Belinda Carlisle was the star of the Go-Go’s, but because Valentine, Caffey and Wiedlin wrote most of the material, they made more money than the singer, which no doubt created some of the interband unrest. After just four years and four Top 20 hits (“Our Lips Are Sealed,” “We Got the Beat” and Valentine co-writes “Vacation” and “Head Over Heels”), Carlisle left to start a solo career, and the Go-Go’s went-went away.

But there have been many reunion tours since the band first reunited in 1990 and formed a corporation with Valentine and the other four members as equal 20 percent partners. Once thought of as something of a novelty, the Go-Go’s are now hailed as trailblazers and can still fill 3,000-seaters with ease. Valentine continued as a member of the group and was set to embark on a new tour in August 2012, when she fell at home in Austin and broke her wrist. Although Valentine played bass on the encore of a show in Austin on Sept. 25, 2012, she was replaced on the tour.

(Update: Valentine rejoined the Go-Go’s in 2018 and will tour with the group this summer.)

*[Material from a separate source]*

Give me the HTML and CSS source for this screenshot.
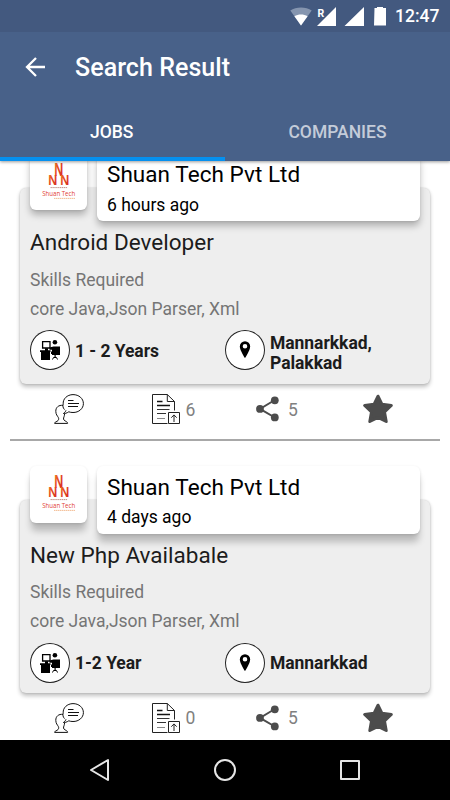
FILE: index.html
```html
<!DOCTYPE html>
<html lang="en">
<head>
<meta charset="utf-8">
<title>Search Result</title>
<link rel="stylesheet" href="styles.css">
</head>
<body>
<svg class="defs" aria-hidden="true">
  <defs>
    <linearGradient id="flame" x1="0" y1="0" x2="1" y2="1">
      <stop offset="0" stop-color="#f08a22"/>
      <stop offset=".4" stop-color="#e54a22"/>
      <stop offset="1" stop-color="#d3251f"/>
    </linearGradient>
    <symbol id="logo" viewBox="0 0 57 57">
      <g fill="url(#flame)" font-family="Liberation Sans" font-weight="700">
        <text x="24.300" y="21.500" font-size="17.500" textLength="9" lengthAdjust="spacingAndGlyphs">N</text>
        <text x="18.200" y="31.300" font-size="15.500" textLength="9" lengthAdjust="spacingAndGlyphs">N</text>
        <text x="30.200" y="31.300" font-size="15.500" textLength="9" lengthAdjust="spacingAndGlyphs">N</text>
      </g>
      <path d="M20.500 33.600h17" stroke="#b9857c" stroke-width=".9" stroke-dasharray="1.400 .5"/>
      <text x="12.200" y="42" font-size="6.800" font-family="Open Sans" fill="#df4136" textLength="33" lengthAdjust="spacingAndGlyphs">Shuan Tech</text>
      <path d="M24 44.400h21" stroke="#f0b486" stroke-width=".9" stroke-dasharray="1.500 .5"/>
    </symbol>
    <symbol id="desk" viewBox="0 0 40 40">
      <path d="M12.600 11.600h7.400v6.400h-7.400z" fill="#fff" stroke="#000" stroke-width="1.300"/>
      <circle cx="24.900" cy="12.300" r="2.300"/>
      <path d="M15 18.200h3v2h-3zM10 20.200h10.500v1.800H20V30h-9v-8h-1zM19.500 17.600l4-1.100h6.500V25h-8v-5.300h-2.500zM24.500 25h1.200v2.500h-1.200z"/>
      <path d="M22.500 29.500l1-2h3l1 2M21.500 24v-2.500" fill="none" stroke="#000" stroke-width="1"/>
    </symbol>
    <symbol id="pin" viewBox="0 0 40 40">
      <path fill-rule="evenodd" d="M20 11.300a5.200 5.200 0 0 0-5.200 5.200C14.800 20.300 20 28.200 20 28.200s5.200-7.900 5.200-11.700a5.200 5.200 0 0 0-5.200-5.200zm0 2.700a2.300 2.300 0 1 1 0 4.600 2.300 2.300 0 0 1 0-4.600z"/>
    </symbol>
    <symbol id="chat" viewBox="0 0 30 30">
      <g fill="none" stroke="#111" stroke-width="1">
        <path d="M10.500 15.600C8.800 13.800 8.700 12 9.200 9.800 8.800 5 13 .7 19 .6c6 0 10.400 4 10.400 9 0 5-4.600 9-10.400 8.900-1.700 0-3-.2-4.200-.7-2 1.400-4 1.800-5.400 1.700 1-.7 2.300-1.900 2.600-3.200"/>
        <path d="M9 11.400c-4.300-.6-7.400 2-7.200 6 .1 3.200 1.500 4.300 2.600 6.200.7 1.600.1 2.800-1.400 3.800C1.500 28 .6 28.400.6 29.400h13c-.1-1.500-1.400-1.900-2.700-2.600-1.700-1-1.600-2.400-.9-4 .4-1 .5-2 .6-3.200"/>
        <path d="M14 6.500h5.500M14 9.500h11M14 12.500h10"/>
      </g>
    </symbol>
    <symbol id="doc" viewBox="0 0 30 30">
      <g fill="none" stroke="#222" stroke-width="1">
        <path d="M16.500 29.500H1.500V.500h14.800l7.200 7v9M16.300.500v7h7.200"/>
        <path d="M17.500 18.500h11v11h-11zM23 28v-7M20.300 23.700l2.700-2.800 2.700 2.800"/>
        <path d="M6 24.500h8" stroke="#888"/>
        <path d="M6 19.500h9M6 15.500h12.500" stroke="#333"/>
      </g>
      <path d="M6 7.500h5.500M6 11.500h13" stroke="#111" stroke-width="1.400"/>
    </symbol>
    <symbol id="share" viewBox="0 0 24 26">
      <path d="M18.800 4L4 12.900l14.800 8.600" fill="none" stroke="#4c4c4c" stroke-width="2"/>
      <circle cx="18.800" cy="4.300" r="3.900"/><circle cx="4" cy="12.900" r="3.900"/><circle cx="18.800" cy="21.400" r="3.900"/>
    </symbol>
    <symbol id="star" viewBox="0 0 30 30">
      <path d="M15 2.200l4 8.100 9.300 1.200-6.800 6.500 1.700 9.500L15 23.400l-8.200 4.100L8.500 18 1.700 11.500l9.300-1.200z" stroke="#4c4c4c" stroke-width="3" stroke-linejoin="round"/>
    </symbol>
  </defs>
</svg>

<div class="screen">
  <header class="top">
    <div class="status">
      <svg class="signals" viewBox="0 0 98 20">
        <path d="M11 19.500L.3 4.600C6 .6 16 .6 21.700 4.600z" fill="#8595af"/>
        <path d="M11 19.500L4.400 10.200c4-2.400 9.200-2.400 13.200 0z" fill="#fff"/>
        <path d="M46 1v19H27zM74 1v19H54.500zM84.500 2H87V1h6v1h3v17.500H84z" fill="#fff"/>
        <path d="M26.500 0h8.500v11h-8.500z" fill="#43597f"/>
        <text x="27.500" y="10.600" class="roaming">R</text>
      </svg>
      <span class="clock">12:47</span>
    </div>
    <div class="toolbar">
      <svg class="back" viewBox="0 0 20 20"><path d="M20 10H2M11 1L2 10l9 9" fill="none" stroke="#fff" stroke-width="2.300"/></svg>
      <h1>Search Result</h1>
    </div>
    <nav class="tabs">
      <div class="tab active">JOBS</div>
      <div class="tab">COMPANIES</div>
    </nav>
  </header>

  <main class="list">
    <article class="job">
      <div class="head">
        <div class="logo"><svg><use href="#logo"/></svg></div>
        <div class="company"><h2>Shuan Tech Pvt Ltd</h2><p>6 hours ago</p></div>
      </div>
      <div class="panel">
        <h3>Android Developer</h3>
        <p class="label">Skills Required</p>
        <p class="skills">core Java,Json Parser, Xml</p>
        <div class="facts">
          <div class="fact"><svg class="round"><use href="#desk"/></svg><span>1 - 2 Years</span></div>
          <div class="fact"><svg class="round"><use href="#pin"/></svg><span>Mannarkkad, Palakkad</span></div>
        </div>
      </div>
      <div class="actions">
        <div class="action"><svg class="icon"><use href="#chat"/></svg></div>
        <div class="action"><svg class="icon"><use href="#doc"/></svg><span>6</span></div>
        <div class="action"><svg class="icon share"><use href="#share"/></svg><span>5</span></div>
        <div class="action"><svg class="icon star"><use href="#star"/></svg></div>
      </div>
    </article>
    <article class="job later">
      <div class="head">
        <div class="logo"><svg><use href="#logo"/></svg></div>
        <div class="company"><h2>Shuan Tech Pvt Ltd</h2><p>4 days ago</p></div>
      </div>
      <div class="panel">
        <h3>New Php Availabale</h3>
        <p class="label">Skills Required</p>
        <p class="skills">core Java,Json Parser, Xml</p>
        <div class="facts">
          <div class="fact"><svg class="round"><use href="#desk"/></svg><span>1-2 Year</span></div>
          <div class="fact"><svg class="round"><use href="#pin"/></svg><span>Mannarkkad</span></div>
        </div>
      </div>
      <div class="actions">
        <div class="action"><svg class="icon"><use href="#chat"/></svg></div>
        <div class="action"><svg class="icon"><use href="#doc"/></svg><span>0</span></div>
        <div class="action"><svg class="icon share"><use href="#share"/></svg><span>5</span></div>
        <div class="action"><svg class="icon star"><use href="#star"/></svg></div>
      </div>
    </article>
  </main>

  <footer class="navbar">
    <svg viewBox="0 0 22 24"><path d="M19 2v20L2 12z"/></svg>
    <svg viewBox="0 0 22 24"><circle cx="11" cy="12" r="10"/></svg>
    <svg viewBox="0 0 22 24"><path d="M2 3h18v18H2z"/></svg>
  </footer>
</div>
</body>
</html>
```
FILE: styles.css
```css
* { box-sizing: border-box; }
body { margin: 0; background: #fff; font-family: Roboto, sans-serif; font-size: 17.5px; line-height: 20.5px; color: #000; }
h1, h2, h3, p { margin: 0; font-weight: 400; }
svg { display: block; flex: none; }
.defs { position: absolute; width: 0; height: 0; }
.screen { display: flex; flex-direction: column; width: 450px; height: 800px; overflow: hidden; }

.top { position: relative; z-index: 3; flex: none; height: 161px; background: #486189; color: #fff; box-shadow: 0 1px 3px rgba(0, 0, 0, .4); }
.status { display: flex; align-items: center; justify-content: flex-end; height: 32px; padding-right: 10.5px; background: #43597f; font-weight: 500; }
.signals { width: 98px; height: 20px; margin: -1px 7.5px 0 0; }
.roaming { fill: #fff; font: 700 10.5px Roboto, sans-serif; }
.toolbar { display: flex; align-items: center; gap: 30px; height: 70px; padding-left: 25px; }
.back { width: 20px; height: 20px; }
.toolbar h1 { padding-top: 2px; font-size: 25px; line-height: 30px; font-weight: 500; letter-spacing: .06px; }
.tabs { display: flex; height: 59px; font-weight: 500; }
.tab { width: 225px; padding-top: 20px; text-align: center; color: #c4ccd9; }
.tab.active { padding-right: 1.5px; color: #fff; border-bottom: 4px solid #0590ef; }

.list { flex: 1; min-height: 0; overflow: hidden; }
.job { margin-top: -7.5px; }
.job.later { margin-top: 0; padding-top: 25px; }
.head { position: relative; z-index: 1; display: flex; align-items: flex-start; gap: 10px; height: 67.5px; padding: 0 30px; }
.logo, .company { background: #fff; border-radius: 6px; box-shadow: 0 5px 7px rgba(0, 0, 0, .26), 0 1px 2px rgba(0, 0, 0, .08); }
.logo { width: 57px; height: 56.5px; }
.logo svg { width: 57px; height: 57px; }
.company { flex: 1; height: 67.5px; padding: 7.5px 10px 0; }
.later .logo, .later .company { box-shadow: 0 9px 7px -1px rgba(0, 0, 0, .22), 0 1px 3px rgba(0, 0, 0, .12); }
.company h2 { font-size: 22.5px; line-height: 26.5px; letter-spacing: .05px; }
.company p { margin-top: 7px; }

.panel { margin: -33.5px 20px 0; padding: 41.5px 10px 10px; background: #eee; border-radius: 6px; box-shadow: 0 3px 4px rgba(0, 0, 0, .24), 0 0 2px rgba(0, 0, 0, .18); }
.panel h3 { font-size: 22.5px; line-height: 26.5px; letter-spacing: .02px; color: #1c1c1c; }
.label { margin-top: 14px; color: #757575; }
.skills { margin-top: 8.5px; color: #757575; }
.facts { display: flex; margin-top: 11px; }
.fact { display: flex; align-items: flex-start; gap: 5px; width: 195px; font-weight: 700; letter-spacing: -.05px; color: #1c1c1c; }
.fact span { display: flex; align-items: center; flex: 1; min-height: 40px; padding: 2.5px 30px .5px 0; }
.fact:first-child span { padding-right: 0; }
.round { width: 40px; height: 40px; border-radius: 50%; background: #fff; box-shadow: inset 0 0 0 1px #222; }

.actions { display: grid; grid-template-columns: 97px 105.5px 106px 60px; height: 55px; padding: 10px 0 0 53.5px; color: #808080; }
.later .actions { height: 48px; }
.action { display: flex; align-items: center; gap: 5px; height: 30px; }
.action span { padding-top: 2px; }
.icon { width: 30px; height: 30px; }
.share { width: 24px; height: 26px; fill: #4c4c4c; }
.share + span { margin-left: 3px; }
.star { fill: #4c4c4c; margin-left: 1px; }
.job:first-child::after { content: ""; display: block; height: 2px; margin: 0 10px; background: #a8a8a8; }

.navbar { display: flex; align-items: center; justify-content: center; gap: 103px; height: 60px; flex: none; background: #000; }
.navbar svg { width: 22px; height: 24px; fill: none; stroke: #e6e6e6; stroke-width: 2; stroke-linejoin: round; }
```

Like Margaret Valentine in the ’60s, daughter Kathy is now a single mother raising a daughter in Austin, but the circumstances are a lot different. Kathy Valentine’s father was an airman from Lubbock who met her mother when he was stationed overseas and brought her back to Texas. After the divorce, when Kathy was 3, he wasn’t around much.

But Valentine and ex-husband Steven Weisburd, a musician turned lawyer, share parenting duties of 11-year-old Audrey. Where Margaret and Kathy “seemed to move every year, from one tiny, furnished apartment to the next,” there is stability in Audrey’s life.

“I’ll really be glad when it’s behind me,” Valentine said of her lawsuit in 2013. She was ready to close that chapter so she can write her book. It’s like that old song by a band called the Go-Go’s. You can’t stop the world, why let it stop you?